+++ PROVIDED MATERIAL

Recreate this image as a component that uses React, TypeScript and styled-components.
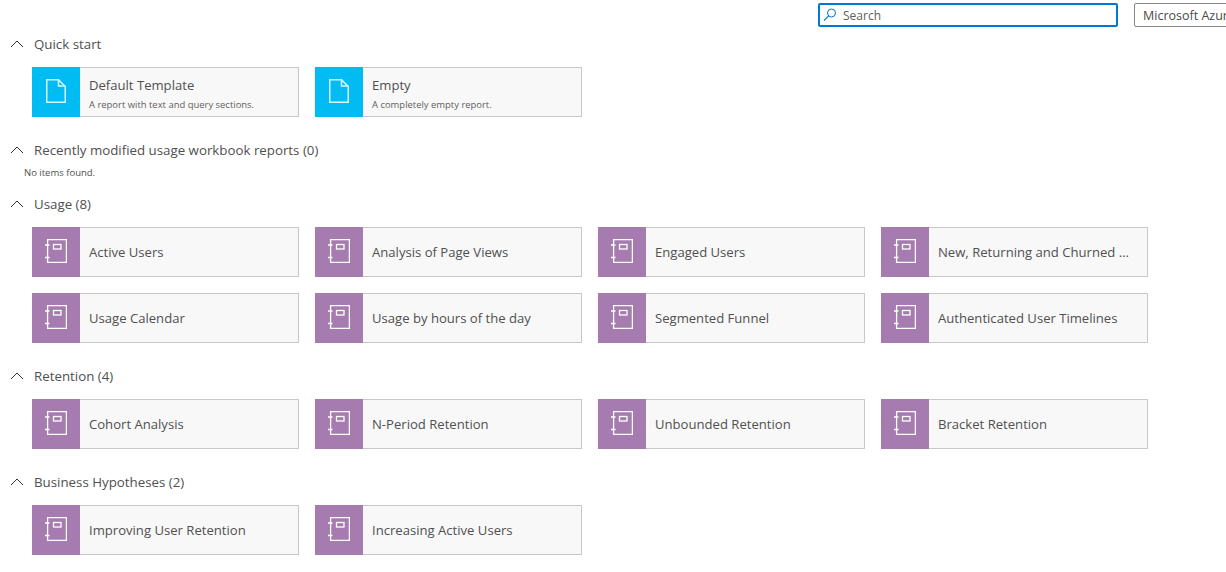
import React from 'react'
import styled, { createGlobalStyle } from 'styled-components'

const GlobalStyle = createGlobalStyle`
    html, body {
        margin: 0;
        padding: 0;
        background: #fff;
        overflow: hidden;
    }
    body {
        font-family: 'Open Sans', 'Noto Sans', sans-serif;
    }
`

interface Report {
    title: string
    description?: string
}

interface Section {
    title: string
    kind: 'template' | 'workbook'
    reports: Report[]
}

const sections: Section[] = [
    {
        title: 'Quick start',
        kind: 'template',
        reports: [
            {
                title: 'Default Template',
                description: 'A report with text and query sections.',
            },
            { title: 'Empty', description: 'A completely empty report.' },
        ],
    },
    {
        title: 'Recently modified usage workbook reports (0)',
        kind: 'workbook',
        reports: [],
    },
    {
        title: 'Usage (8)',
        kind: 'workbook',
        reports: [
            { title: 'Active Users' },
            { title: 'Analysis of Page Views' },
            { title: 'Engaged Users' },
            { title: 'New, Returning and Churned Users' },
            { title: 'Usage Calendar' },
            { title: 'Usage by hours of the day' },
            { title: 'Segmented Funnel' },
            { title: 'Authenticated User Timelines' },
        ],
    },
    {
        title: 'Retention (4)',
        kind: 'workbook',
        reports: [
            { title: 'Cohort Analysis' },
            { title: 'N-Period Retention' },
            { title: 'Unbounded Retention' },
            { title: 'Bracket Retention' },
        ],
    },
    {
        title: 'Business Hypotheses (2)',
        kind: 'workbook',
        reports: [
            { title: 'Improving User Retention' },
            { title: 'Increasing Active Users' },
        ],
    },
]

const SearchIcon = () => (
    <svg width="14" height="14" viewBox="0 0 14 14" fill="none">
        <circle cx="8.5" cy="5" r="4" stroke="#0078d4" strokeWidth="1" />
        <path d="M5.6 7.9 L1 12.5" stroke="#0078d4" strokeWidth="1.1" />
    </svg>
)

const Chevron = () => (
    <svg width="14" height="14" viewBox="0 0 14 14" fill="none">
        <path d="M1 10 L7 4 L13 10" stroke="#333" strokeWidth="1" />
    </svg>
)

const PageIcon = () => (
    <svg width="20" height="24" viewBox="0 0 20 24" fill="none">
        <path
            d="M0.75 0.75 H12.5 L19.25 7.5 V23.25 H0.75 Z"
            stroke="#d9f5fd"
            strokeWidth="1.5"
        />
        <path d="M12.5 0.75 V7 H19.25" stroke="#d9f5fd" strokeWidth="1.5" />
    </svg>
)

const WorkbookIcon = () => (
    <svg width="22" height="24" viewBox="0 0 22 24" fill="none">
        <path d="M2.6 0.6 H21.4 V23.4 H2.6 Z" stroke="#fff" strokeWidth="1.3" />
        <rect x="8.5" y="5.5" width="7.5" height="4.5" stroke="#fff" strokeWidth="1.3" />
        <path d="M0 6 H4.5 M0 18.5 H4.5" stroke="#fff" strokeWidth="1.6" />
    </svg>
)

export default function App() {
    return (
        <Page>
            <GlobalStyle />
            <Header>
                <SearchBox>
                    <SearchIcon />
                    <SearchText>Search</SearchText>
                </SearchBox>
                <Dropdown>Microsoft Azure Application Insights</Dropdown>
            </Header>
            {sections.map((section) => (
                <SectionBlock key={section.title}>
                    <SectionHeading>
                        <Chevron />
                        {section.title}
                    </SectionHeading>
                    {section.reports.length > 0 ? (
                        <CardGrid>
                            {section.reports.map((report) => (
                                <Card key={report.title}>
                                    <IconTile $kind={section.kind}>
                                        {section.kind === 'template' ? (
                                            <PageIcon />
                                        ) : (
                                            <WorkbookIcon />
                                        )}
                                    </IconTile>
                                    <CardBody>
                                        <CardTitle>{report.title}</CardTitle>
                                        {report.description && (
                                            <CardDescription>
                                                {report.description}
                                            </CardDescription>
                                        )}
                                    </CardBody>
                                </Card>
                            ))}
                        </CardGrid>
                    ) : (
                        <EmptyNote>No items found.</EmptyNote>
                    )}
                </SectionBlock>
            ))}
        </Page>
    )
}

const Page = styled.div`
    width: 1226px;
    height: 572px;
    overflow: hidden;
    color: #323130;
`

const Header = styled.div`
    display: flex;
    gap: 16px;
    height: 24px;
    padding: 3px 0 0 818px;
    margin-bottom: 6px;
`

const SearchBox = styled.div`
    box-sizing: border-box;
    flex: 0 0 300px;
    display: flex;
    align-items: center;
    gap: 6px;
    padding: 0 3px;
    border: 2px solid #0078d4;
    border-radius: 2px;
`

const SearchText = styled.span`
    font-size: 12px;
    color: #605e5c;
`

const Dropdown = styled.div`
    box-sizing: border-box;
    flex: 0 0 260px;
    display: flex;
    align-items: center;
    padding: 0 8px;
    border: 1px solid #8a8886;
    border-radius: 2px;
    font-size: 12.5px;
    color: #4a4a4a;
    white-space: nowrap;
`

const SectionBlock = styled.section`
    padding-left: 10px;
    margin-bottom: 22px;

    &:nth-of-type(2) {
        margin-bottom: 13px;
    }
`

const SectionHeading = styled.h2`
    display: flex;
    align-items: center;
    gap: 10px;
    height: 22px;
    margin: 0;
    font-size: 13.3px;
    font-weight: 400;
    color: #505050;
`

const CardGrid = styled.div`
    display: grid;
    grid-template-columns: repeat(4, 267px);
    gap: 16px;
    margin: 12px 0 0 22px;
`

const Card = styled.div`
    box-sizing: border-box;
    display: flex;
    height: 50px;
    background: #f8f8f8;
    border: 1px solid #c8c8c8;
    border-left: 0;
`

const IconTile = styled.div<{ $kind: 'template' | 'workbook' }>`
    flex: 0 0 48px;
    margin: -1px 0;
    padding-bottom: 2px;
    display: flex;
    align-items: center;
    justify-content: center;
    background: ${(props) =>
        props.$kind === 'template' ? '#00bcf2' : '#a67baf'};
`

const CardBody = styled.div`
    flex: 1;
    min-width: 0;
    display: flex;
    flex-direction: column;
    justify-content: center;
    padding: 0 14px 0 9px;
`

const CardTitle = styled.div`
    font-size: 13.1px;
    line-height: 18px;
    color: #505050;
    white-space: nowrap;
    overflow: hidden;
    text-overflow: ellipsis;
`

const CardDescription = styled.div`
    font-size: 9.45px;
    line-height: 14px;
    margin: 4px 0 -4px;
    color: #5f5f5f;
    white-space: nowrap;
`

const EmptyNote = styled.div`
    margin: 5px 0 0 14px;
    font-size: 9.5px;
    line-height: 14px;
    color: #505050;
`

++++++

◆ DIRECTION ◆
Return the whole listing, word for word, and leave out every picture.

◆ RESPONSE TO THE TASK ◆
Recreate this image as a component that uses React, TypeScript and styled-components.
import React from 'react'
import styled, { createGlobalStyle } from 'styled-components'

const GlobalStyle = createGlobalStyle`
    html, body {
        margin: 0;
        padding: 0;
        background: #fff;
        overflow: hidden;
    }
    body {
        font-family: 'Open Sans', 'Noto Sans', sans-serif;
    }
`

interface Report {
    title: string
    description?: string
}

interface Section {
    title: string
    kind: 'template' | 'workbook'
    reports: Report[]
}

const sections: Section[] = [
    {
        title: 'Quick start',
        kind: 'template',
        reports: [
            {
                title: 'Default Template',
                description: 'A report with text and query sections.',
            },
            { title: 'Empty', description: 'A completely empty report.' },
        ],
    },
    {
        title: 'Recently modified usage workbook reports (0)',
        kind: 'workbook',
        reports: [],
    },
    {
        title: 'Usage (8)',
        kind: 'workbook',
        reports: [
            { title: 'Active Users' },
            { title: 'Analysis of Page Views' },
            { title: 'Engaged Users' },
            { title: 'New, Returning and Churned Users' },
            { title: 'Usage Calendar' },
            { title: 'Usage by hours of the day' },
            { title: 'Segmented Funnel' },
            { title: 'Authenticated User Timelines' },
        ],
    },
    {
        title: 'Retention (4)',
        kind: 'workbook',
        reports: [
            { title: 'Cohort Analysis' },
            { title: 'N-Period Retention' },
            { title: 'Unbounded Retention' },
            { title: 'Bracket Retention' },
        ],
    },
    {
        title: 'Business Hypotheses (2)',
        kind: 'workbook',
        reports: [
            { title: 'Improving User Retention' },
            { title: 'Increasing Active Users' },
        ],
    },
]

const SearchIcon = () => (
    <svg width="14" height="14" viewBox="0 0 14 14" fill="none">
        <circle cx="8.5" cy="5" r="4" stroke="#0078d4" strokeWidth="1" />
        <path d="M5.6 7.9 L1 12.5" stroke="#0078d4" strokeWidth="1.1" />
    </svg>
)

const Chevron = () => (
    <svg width="14" height="14" viewBox="0 0 14 14" fill="none">
        <path d="M1 10 L7 4 L13 10" stroke="#333" strokeWidth="1" />
    </svg>
)

const PageIcon = () => (
    <svg width="20" height="24" viewBox="0 0 20 24" fill="none">
        <path
            d="M0.75 0.75 H12.5 L19.25 7.5 V23.25 H0.75 Z"
            stroke="#d9f5fd"
            strokeWidth="1.5"
        />
        <path d="M12.5 0.75 V7 H19.25" stroke="#d9f5fd" strokeWidth="1.5" />
    </svg>
)

const WorkbookIcon = () => (
    <svg width="22" height="24" viewBox="0 0 22 24" fill="none">
        <path d="M2.6 0.6 H21.4 V23.4 H2.6 Z" stroke="#fff" strokeWidth="1.3" />
        <rect x="8.5" y="5.5" width="7.5" height="4.5" stroke="#fff" strokeWidth="1.3" />
        <path d="M0 6 H4.5 M0 18.5 H4.5" stroke="#fff" strokeWidth="1.6" />
    </svg>
)

export default function App() {
    return (
        <Page>
            <GlobalStyle />
            <Header>
                <SearchBox>
                    <SearchIcon />
                    <SearchText>Search</SearchText>
                </SearchBox>
                <Dropdown>Microsoft Azure Application Insights</Dropdown>
            </Header>
            {sections.map((section) => (
                <SectionBlock key={section.title}>
                    <SectionHeading>
                        <Chevron />
                        {section.title}
                    </SectionHeading>
                    {section.reports.length > 0 ? (
                        <CardGrid>
                            {section.reports.map((report) => (
                                <Card key={report.title}>
                                    <IconTile $kind={section.kind}>
                                        {section.kind === 'template' ? (
                                            <PageIcon />
                                        ) : (
                                            <WorkbookIcon />
                                        )}
                                    </IconTile>
                                    <CardBody>
                                        <CardTitle>{report.title}</CardTitle>
                                        {report.description && (
                                            <CardDescription>
                                                {report.description}
                                            </CardDescription>
                                        )}
                                    </CardBody>
                                </Card>
                            ))}
                        </CardGrid>
                    ) : (
                        <EmptyNote>No items found.</EmptyNote>
                    )}
                </SectionBlock>
            ))}
        </Page>
    )
}

const Page = styled.div`
    width: 1226px;
    height: 572px;
    overflow: hidden;
    color: #323130;
`

const Header = styled.div`
    display: flex;
    gap: 16px;
    height: 24px;
    padding: 3px 0 0 818px;
    margin-bottom: 6px;
`

const SearchBox = styled.div`
    box-sizing: border-box;
    flex: 0 0 300px;
    display: flex;
    align-items: center;
    gap: 6px;
    padding: 0 3px;
    border: 2px solid #0078d4;
    border-radius: 2px;
`

const SearchText = styled.span`
    font-size: 12px;
    color: #605e5c;
`

const Dropdown = styled.div`
    box-sizing: border-box;
    flex: 0 0 260px;
    display: flex;
    align-items: center;
    padding: 0 8px;
    border: 1px solid #8a8886;
    border-radius: 2px;
    font-size: 12.5px;
    color: #4a4a4a;
    white-space: nowrap;
`

const SectionBlock = styled.section`
    padding-left: 10px;
    margin-bottom: 22px;

    &:nth-of-type(2) {
        margin-bottom: 13px;
    }
`

const SectionHeading = styled.h2`
    display: flex;
    align-items: center;
    gap: 10px;
    height: 22px;
    margin: 0;
    font-size: 13.3px;
    font-weight: 400;
    color: #505050;
`

const CardGrid = styled.div`
    display: grid;
    grid-template-columns: repeat(4, 267px);
    gap: 16px;
    margin: 12px 0 0 22px;
`

const Card = styled.div`
    box-sizing: border-box;
    display: flex;
    height: 50px;
    background: #f8f8f8;
    border: 1px solid #c8c8c8;
    border-left: 0;
`

const IconTile = styled.div<{ $kind: 'template' | 'workbook' }>`
    flex: 0 0 48px;
    margin: -1px 0;
    padding-bottom: 2px;
    display: flex;
    align-items: center;
    justify-content: center;
    background: ${(props) =>
        props.$kind === 'template' ? '#00bcf2' : '#a67baf'};
`

const CardBody = styled.div`
    flex: 1;
    min-width: 0;
    display: flex;
    flex-direction: column;
    justify-content: center;
    padding: 0 14px 0 9px;
`

const CardTitle = styled.div`
    font-size: 13.1px;
    line-height: 18px;
    color: #505050;
    white-space: nowrap;
    overflow: hidden;
    text-overflow: ellipsis;
`

const CardDescription = styled.div`
    font-size: 9.45px;
    line-height: 14px;
    margin: 4px 0 -4px;
    color: #5f5f5f;
    white-space: nowrap;
`

const EmptyNote = styled.div`
    margin: 5px 0 0 14px;
    font-size: 9.5px;
    line-height: 14px;
    color: #505050;
`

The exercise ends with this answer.